How do you balance writing with the rest of your life (writing, being a student)?
Not easily. Sometimes I’ll be struck with a surge of inspiration and I realise I just have to go ahead and write before it’s gone, no matter how much schoolwork I’m juggling. Most of the time, though, I try and squeeze in little pockets of writing time whenever I can afford to, with no real pattern or schedule to follow. (This, of course, is assuming I possess any self-discipline even when inspiration does strike, which is not in fact something I have).
In your opinion, what fictional couple should be together but isn’t?
Do Enjolras and Grantaire count? There might be some strong homoerotic tension in the book and the two characters are very much coded as queer, but I won’t die happy until an adaptation really explores their relationship to its fullest. We’ve been robbed so many times. I don’t know, I don’t normally go for characters who aren’t already together.

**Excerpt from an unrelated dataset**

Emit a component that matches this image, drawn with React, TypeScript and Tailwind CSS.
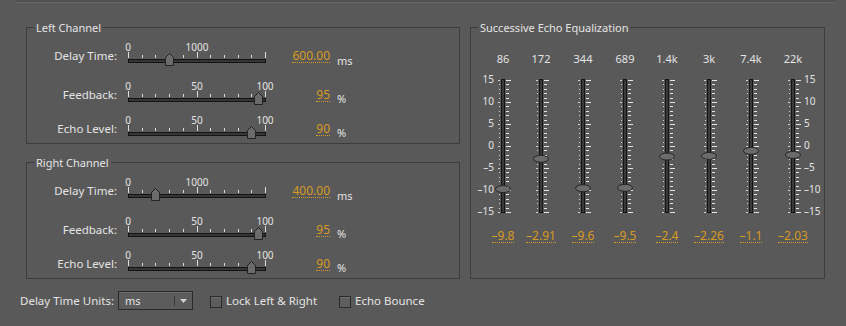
import React from "react";

const ORANGE = "text-[#d59b24] border-[#d59b24]";

type Mark = { text: string; pos: string };

const delayMarks: Mark[] = [
  { text: "0", pos: "left-[4px]" },
  { text: "1000", pos: "left-[73px]" },
];

const pctMarks: Mark[] = [
  { text: "0", pos: "left-[4px]" },
  { text: "50", pos: "left-[73px]" },
  { text: "100", pos: "left-[141px]" },
];

function HSlider({ frac, marks }: { frac: number; marks: Mark[] }) {
  const cx = Math.round(4 + frac * 137) + 0.5;
  const ticks = Array.from({ length: 11 }, (_, i) => Math.round(4 + i * 13.7));
  return (
    <div className="w-[146px] shrink-0">
      <div className="relative h-[10px] text-[10px] leading-[10px]">
        {marks.map((m) => (
          <span key={m.text} className={`absolute top-0 -translate-x-1/2 ${m.pos}`}>
            {m.text}
          </span>
        ))}
      </div>
      <svg width="146" height="15" className="block">
        {ticks.map((x, i) => {
          const major = i === 0 || i === 5 || i === 10;
          return (
            <rect key={i} x={x} y={major ? 0 : 3} width="1" height={major ? 6 : 3} fill="#dcdcdc" />
          );
        })}
        <rect x="4" y="7" width="138" height="4" fill="#141414" />
        <rect x="5" y="8" width="136" height="2" fill="#363636" />
        <polygon
          points={`${cx - 4},13.5 ${cx - 4},5.5 ${cx},1.5 ${cx + 4},5.5 ${cx + 4},13.5`}
          fill="#6b6b6b"
          stroke="#222222"
        />
      </svg>
    </div>
  );
}

function SliderRow({
  label,
  frac,
  marks,
  value,
  unit,
  h,
}: {
  label: string;
  frac: number;
  marks: Mark[];
  value: string;
  unit: string;
  h: string;
}) {
  return (
    <div className={`flex items-start ${h}`}>
      <div className="mt-[7px] w-[90px] text-right text-[11.5px] leading-[13px]">{label}</div>
      <div className="ml-[7px]">
        <HSlider frac={frac} marks={marks} />
      </div>
      <div className="mt-[7px] flex w-[60px] justify-end">
        <span className={`block border-b border-dotted text-[12px] leading-[13px] ${ORANGE}`}>
          {value}
        </span>
      </div>
      <div className={`ml-[7px] text-[11px] leading-[13px] ${unit === "ms" ? "mt-[12px]" : "mt-[11px]"}`}>
        {unit}
      </div>
    </div>
  );
}

function Channel({ title, delay, delayValue }: { title: string; delay: number; delayValue: string }) {
  return (
    <fieldset className="border border-[#3d3d3d]">
      <legend className="ml-[7px] px-[2px] text-[11px] leading-[13px]">{title}</legend>
      <div className="pt-[8px]">
        <SliderRow label="Delay Time:" frac={delay} marks={delayMarks} value={delayValue} unit="ms" h="h-[39px]" />
        <SliderRow label="Feedback:" frac={0.95} marks={pctMarks} value="95" unit="%" h="h-[34px]" />
        <SliderRow label="Echo Level:" frac={0.9} marks={pctMarks} value="90" unit="%" h="h-[28px]" />
      </div>
    </fieldset>
  );
}

const bands = [
  { f: "86", v: -9.8, t: "–9.8" },
  { f: "172", v: -2.91, t: "–2.91" },
  { f: "344", v: -9.6, t: "–9.6" },
  { f: "689", v: -9.5, t: "–9.5" },
  { f: "1.4k", v: -2.4, t: "–2.4" },
  { f: "3k", v: -2.26, t: "–2.26" },
  { f: "7.4k", v: -1.1, t: "–1.1" },
  { f: "22k", v: -2.03, t: "–2.03" },
];

const dbMarks = ["15", "10", "5", "0", "–5", "–10", "–15"];

function Fader({ value }: { value: number }) {
  const y = (d: number) => 4 + (15 - d) * 4.4;
  const steps = Array.from({ length: 31 }, (_, i) => 15 - i);
  return (
    <svg width="16" height="140" className="block overflow-visible">
      {steps.map((d) => {
        const ty = Math.round(y(d));
        const major = d % 5 === 0;
        return (
          <g key={d}>
            <rect x={major ? 3 : 4} y={ty} width={major ? 2 : 1} height="1" fill="#d2d2d2" />
            <rect x="11" y={ty} width={major ? 5 : 3} height="1" fill="#e4e4e4" />
          </g>
        );
      })}
      <rect x="6" y="3" width="4" height="134" fill="#141414" />
      <rect x="7" y="4" width="2" height="132" fill="#3a3a3a" />
      <ellipse cx="8" cy={y(value)} rx="7.5" ry="3.5" fill="#6b6b6b" stroke="#262626" />
    </svg>
  );
}

function DbScale({ align }: { align: string }) {
  return (
    <div className={`flex h-[145px] flex-col justify-between text-[10px] leading-[13px] ${align}`}>
      {dbMarks.map((m) => (
        <span key={m}>{m}</span>
      ))}
    </div>
  );
}

function Equalizer() {
  return (
    <fieldset className="w-[355px] border border-[#3d3d3d]">
      <legend className="ml-[7px] px-[2px] text-[11px] leading-[13px]">Successive Echo Equalization</legend>
      <div className="flex pl-[11px] pt-[18px]">
        {bands.map((b, i) => (
          <div key={b.f} className={`w-[42px] text-center text-[11px] leading-[13px] ${i === 0 ? "-mr-[4px]" : ""}`}>
            {b.f}
          </div>
        ))}
      </div>
      <div className="mt-[8px] flex items-start">
        <div className="w-[24px] pr-[1px]">
          <DbScale align="text-right" />
        </div>
        {bands.map((b, i) => (
          <div key={b.f} className={`mt-[3px] ${i === 0 ? "" : i === 1 ? "ml-[22px]" : "ml-[26px]"}`}>
            <Fader value={b.v} />
          </div>
        ))}
        <div className="ml-[3px]">
          <DbScale align="text-left" />
        </div>
      </div>
      <div className="mt-[11px] flex pl-[11px]">
        {bands.map((b, i) => (
          <div key={b.f} className={`flex w-[42px] justify-center ${i === 0 ? "-mr-[4px]" : ""}`}>
            <span className={`block border-b border-dotted text-[12px] leading-[13px] ${ORANGE}`}>{b.t}</span>
          </div>
        ))}
      </div>
    </fieldset>
  );
}

function Checkbox({ label, w }: { label: string; w: string }) {
  return (
    <div className="flex items-center">
      <div className="mt-[3px] h-[12px] w-[12px] border border-[#2a2a2a] bg-[#5e5e5e] shadow-[inset_0_1px_0_#717171]" />
      <span className={`ml-[4px] whitespace-nowrap ${w}`}>{label}</span>
    </div>
  );
}

export default function App() {
  return (
    <div className="h-[326px] w-[846px] overflow-hidden bg-[#595959] font-['Noto_Sans',sans-serif] text-[#e4e4e4]">
      <div className="ml-[15px] h-[3px] w-[820px] border-b border-[#666666] bg-[#505050]" />
      <div className="ml-[26px] mt-[18px] flex gap-[10px]">
        <div className="flex w-[434px] flex-col gap-[12px]">
          <Channel title="Left Channel" delay={0.3} delayValue="600.00" />
          <Channel title="Right Channel" delay={0.2} delayValue="400.00" />
        </div>
        <Equalizer />
      </div>
      <div className="mt-[12px] flex h-[19px] items-center pl-[20px] text-[11.5px] leading-[14px]">
        <span className="w-[98px] whitespace-nowrap">Delay Time Units:</span>
        <div className="flex h-[19px] w-[75px] items-center border border-[#2a2a2a] bg-[#5c5c5c] shadow-[inset_0_1px_0_#6c6c6c]">
          <span className="w-[55px] pl-[6px] text-[11px]">ms</span>
          <div className="h-[10px] w-px bg-[#3a3a3a]" />
          <div className="flex w-[17px] justify-center">
            <svg width="7" height="4" className="block">
              <polygon points="0,0 7,0 3.5,4" fill="#cfcfcf" />
            </svg>
          </div>
        </div>
        <div className="ml-[17px]">
          <Checkbox label="Lock Left & Right" w="w-[113px]" />
        </div>
        <Checkbox label="Echo Bounce" w="" />
      </div>
    </div>
  );
}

How do you fit writing into your life right now?
Usually it comes at the expense of sleep.
Tell me about a piece of writing you’re currently working on.
If you’ve read my blog post then you know I currently have a major fanfiction in the works but aside from that? I’m working on turning the story of Helen and Mouse, my contribution for the anthology, into a full-length novel. I don’t yet know how long it’ll take me, but I’m determined to make it happen someday. Slowly but surely.
Are you a wine person or a cheese person?
Cheese, cheese, always and forever cheese.